### TASK TO COMPLETE
Restate all the material verbatim, except for the pictures.

### DATA EXCERPT
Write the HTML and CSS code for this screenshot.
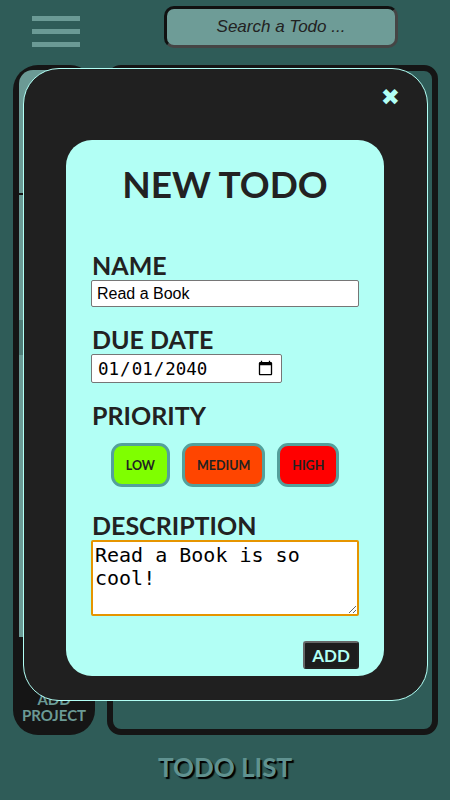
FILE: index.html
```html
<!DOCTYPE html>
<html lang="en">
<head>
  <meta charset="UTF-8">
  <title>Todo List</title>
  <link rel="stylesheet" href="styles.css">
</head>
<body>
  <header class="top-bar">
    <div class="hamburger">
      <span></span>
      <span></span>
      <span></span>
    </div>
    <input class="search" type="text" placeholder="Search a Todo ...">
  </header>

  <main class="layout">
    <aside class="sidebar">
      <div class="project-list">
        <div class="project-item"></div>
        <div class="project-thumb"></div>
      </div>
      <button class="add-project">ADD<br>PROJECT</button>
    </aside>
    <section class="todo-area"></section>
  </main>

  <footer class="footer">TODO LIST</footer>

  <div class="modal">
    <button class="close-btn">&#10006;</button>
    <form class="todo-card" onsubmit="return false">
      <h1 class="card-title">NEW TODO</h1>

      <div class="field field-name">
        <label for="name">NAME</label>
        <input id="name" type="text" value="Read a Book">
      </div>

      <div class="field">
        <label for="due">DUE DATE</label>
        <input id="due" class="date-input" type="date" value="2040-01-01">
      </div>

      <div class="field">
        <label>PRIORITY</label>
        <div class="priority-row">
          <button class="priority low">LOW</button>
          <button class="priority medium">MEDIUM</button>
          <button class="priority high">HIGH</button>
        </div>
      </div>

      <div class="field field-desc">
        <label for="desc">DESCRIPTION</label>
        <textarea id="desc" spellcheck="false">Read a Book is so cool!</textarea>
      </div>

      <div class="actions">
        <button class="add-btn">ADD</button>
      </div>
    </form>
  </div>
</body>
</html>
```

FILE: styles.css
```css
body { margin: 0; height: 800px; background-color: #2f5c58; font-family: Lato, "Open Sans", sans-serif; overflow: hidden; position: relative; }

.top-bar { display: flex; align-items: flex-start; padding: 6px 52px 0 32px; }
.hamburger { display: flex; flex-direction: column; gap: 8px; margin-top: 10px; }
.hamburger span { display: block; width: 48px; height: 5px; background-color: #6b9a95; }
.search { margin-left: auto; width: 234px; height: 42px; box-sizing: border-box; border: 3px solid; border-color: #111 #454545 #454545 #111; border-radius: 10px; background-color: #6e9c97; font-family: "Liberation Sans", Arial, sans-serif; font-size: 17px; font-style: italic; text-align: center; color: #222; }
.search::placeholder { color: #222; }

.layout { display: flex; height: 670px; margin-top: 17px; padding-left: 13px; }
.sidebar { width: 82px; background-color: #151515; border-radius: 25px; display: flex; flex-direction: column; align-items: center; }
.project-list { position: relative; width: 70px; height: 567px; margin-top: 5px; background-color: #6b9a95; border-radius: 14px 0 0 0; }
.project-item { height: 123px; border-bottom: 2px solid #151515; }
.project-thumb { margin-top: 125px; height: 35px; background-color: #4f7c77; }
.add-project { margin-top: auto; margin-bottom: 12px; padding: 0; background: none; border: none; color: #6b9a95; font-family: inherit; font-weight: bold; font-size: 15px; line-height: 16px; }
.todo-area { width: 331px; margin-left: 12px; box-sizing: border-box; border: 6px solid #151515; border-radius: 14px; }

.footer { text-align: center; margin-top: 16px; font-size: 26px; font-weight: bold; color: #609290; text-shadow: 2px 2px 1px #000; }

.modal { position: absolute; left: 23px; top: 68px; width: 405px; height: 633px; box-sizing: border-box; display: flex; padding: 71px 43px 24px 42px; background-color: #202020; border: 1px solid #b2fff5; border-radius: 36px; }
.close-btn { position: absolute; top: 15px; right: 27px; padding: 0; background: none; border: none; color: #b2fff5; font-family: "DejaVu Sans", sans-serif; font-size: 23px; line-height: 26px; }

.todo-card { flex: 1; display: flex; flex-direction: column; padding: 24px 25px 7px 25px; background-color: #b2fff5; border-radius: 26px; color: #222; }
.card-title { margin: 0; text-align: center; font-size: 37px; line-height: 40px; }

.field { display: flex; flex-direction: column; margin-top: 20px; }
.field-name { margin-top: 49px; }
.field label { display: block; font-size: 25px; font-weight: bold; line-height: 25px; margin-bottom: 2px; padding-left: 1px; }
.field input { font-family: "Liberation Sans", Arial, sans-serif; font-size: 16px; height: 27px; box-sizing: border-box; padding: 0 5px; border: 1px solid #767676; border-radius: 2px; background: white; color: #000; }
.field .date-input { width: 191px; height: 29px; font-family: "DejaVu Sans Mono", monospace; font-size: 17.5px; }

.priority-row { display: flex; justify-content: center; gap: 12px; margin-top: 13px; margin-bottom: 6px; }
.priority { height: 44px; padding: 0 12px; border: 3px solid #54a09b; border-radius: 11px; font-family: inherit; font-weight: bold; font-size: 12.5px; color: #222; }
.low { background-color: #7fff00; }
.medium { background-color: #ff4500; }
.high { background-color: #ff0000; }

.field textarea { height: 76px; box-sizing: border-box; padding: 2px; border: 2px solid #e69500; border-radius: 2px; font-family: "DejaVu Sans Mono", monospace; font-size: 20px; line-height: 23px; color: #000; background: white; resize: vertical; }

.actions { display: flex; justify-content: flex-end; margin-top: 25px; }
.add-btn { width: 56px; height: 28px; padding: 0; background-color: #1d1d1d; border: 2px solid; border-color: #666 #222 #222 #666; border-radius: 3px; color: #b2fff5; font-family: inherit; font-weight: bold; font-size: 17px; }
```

### EXERCISE SOLUTION
Write the HTML and CSS code for this screenshot.
FILE: index.html
```html
<!DOCTYPE html>
<html lang="en">
<head>
  <meta charset="UTF-8">
  <title>Todo List</title>
  <link rel="stylesheet" href="styles.css">
</head>
<body>
  <header class="top-bar">
    <div class="hamburger">
      <span></span>
      <span></span>
      <span></span>
    </div>
    <input class="search" type="text" placeholder="Search a Todo ...">
  </header>

  <main class="layout">
    <aside class="sidebar">
      <div class="project-list">
        <div class="project-item"></div>
        <div class="project-thumb"></div>
      </div>
      <button class="add-project">ADD<br>PROJECT</button>
    </aside>
    <section class="todo-area"></section>
  </main>

  <footer class="footer">TODO LIST</footer>

  <div class="modal">
    <button class="close-btn">&#10006;</button>
    <form class="todo-card" onsubmit="return false">
      <h1 class="card-title">NEW TODO</h1>

      <div class="field field-name">
        <label for="name">NAME</label>
        <input id="name" type="text" value="Read a Book">
      </div>

      <div class="field">
        <label for="due">DUE DATE</label>
        <input id="due" class="date-input" type="date" value="2040-01-01">
      </div>

      <div class="field">
        <label>PRIORITY</label>
        <div class="priority-row">
          <button class="priority low">LOW</button>
          <button class="priority medium">MEDIUM</button>
          <button class="priority high">HIGH</button>
        </div>
      </div>

      <div class="field field-desc">
        <label for="desc">DESCRIPTION</label>
        <textarea id="desc" spellcheck="false">Read a Book is so cool!</textarea>
      </div>

      <div class="actions">
        <button class="add-btn">ADD</button>
      </div>
    </form>
  </div>
</body>
</html>
```

FILE: styles.css
```css
body { margin: 0; height: 800px; background-color: #2f5c58; font-family: Lato, "Open Sans", sans-serif; overflow: hidden; position: relative; }

.top-bar { display: flex; align-items: flex-start; padding: 6px 52px 0 32px; }
.hamburger { display: flex; flex-direction: column; gap: 8px; margin-top: 10px; }
.hamburger span { display: block; width: 48px; height: 5px; background-color: #6b9a95; }
.search { margin-left: auto; width: 234px; height: 42px; box-sizing: border-box; border: 3px solid; border-color: #111 #454545 #454545 #111; border-radius: 10px; background-color: #6e9c97; font-family: "Liberation Sans", Arial, sans-serif; font-size: 17px; font-style: italic; text-align: center; color: #222; }
.search::placeholder { color: #222; }

.layout { display: flex; height: 670px; margin-top: 17px; padding-left: 13px; }
.sidebar { width: 82px; background-color: #151515; border-radius: 25px; display: flex; flex-direction: column; align-items: center; }
.project-list { position: relative; width: 70px; height: 567px; margin-top: 5px; background-color: #6b9a95; border-radius: 14px 0 0 0; }
.project-item { height: 123px; border-bottom: 2px solid #151515; }
.project-thumb { margin-top: 125px; height: 35px; background-color: #4f7c77; }
.add-project { margin-top: auto; margin-bottom: 12px; padding: 0; background: none; border: none; color: #6b9a95; font-family: inherit; font-weight: bold; font-size: 15px; line-height: 16px; }
.todo-area { width: 331px; margin-left: 12px; box-sizing: border-box; border: 6px solid #151515; border-radius: 14px; }

.footer { text-align: center; margin-top: 16px; font-size: 26px; font-weight: bold; color: #609290; text-shadow: 2px 2px 1px #000; }

.modal { position: absolute; left: 23px; top: 68px; width: 405px; height: 633px; box-sizing: border-box; display: flex; padding: 71px 43px 24px 42px; background-color: #202020; border: 1px solid #b2fff5; border-radius: 36px; }
.close-btn { position: absolute; top: 15px; right: 27px; padding: 0; background: none; border: none; color: #b2fff5; font-family: "DejaVu Sans", sans-serif; font-size: 23px; line-height: 26px; }

.todo-card { flex: 1; display: flex; flex-direction: column; padding: 24px 25px 7px 25px; background-color: #b2fff5; border-radius: 26px; color: #222; }
.card-title { margin: 0; text-align: center; font-size: 37px; line-height: 40px; }

.field { display: flex; flex-direction: column; margin-top: 20px; }
.field-name { margin-top: 49px; }
.field label { display: block; font-size: 25px; font-weight: bold; line-height: 25px; margin-bottom: 2px; padding-left: 1px; }
.field input { font-family: "Liberation Sans", Arial, sans-serif; font-size: 16px; height: 27px; box-sizing: border-box; padding: 0 5px; border: 1px solid #767676; border-radius: 2px; background: white; color: #000; }
.field .date-input { width: 191px; height: 29px; font-family: "DejaVu Sans Mono", monospace; font-size: 17.5px; }

.priority-row { display: flex; justify-content: center; gap: 12px; margin-top: 13px; margin-bottom: 6px; }
.priority { height: 44px; padding: 0 12px; border: 3px solid #54a09b; border-radius: 11px; font-family: inherit; font-weight: bold; font-size: 12.5px; color: #222; }
.low { background-color: #7fff00; }
.medium { background-color: #ff4500; }
.high { background-color: #ff0000; }

.field textarea { height: 76px; box-sizing: border-box; padding: 2px; border: 2px solid #e69500; border-radius: 2px; font-family: "DejaVu Sans Mono", monospace; font-size: 20px; line-height: 23px; color: #000; background: white; resize: vertical; }

.actions { display: flex; justify-content: flex-end; margin-top: 25px; }
.add-btn { width: 56px; height: 28px; padding: 0; background-color: #1d1d1d; border: 2px solid; border-color: #666 #222 #222 #666; border-radius: 3px; color: #b2fff5; font-family: inherit; font-weight: bold; font-size: 17px; }
```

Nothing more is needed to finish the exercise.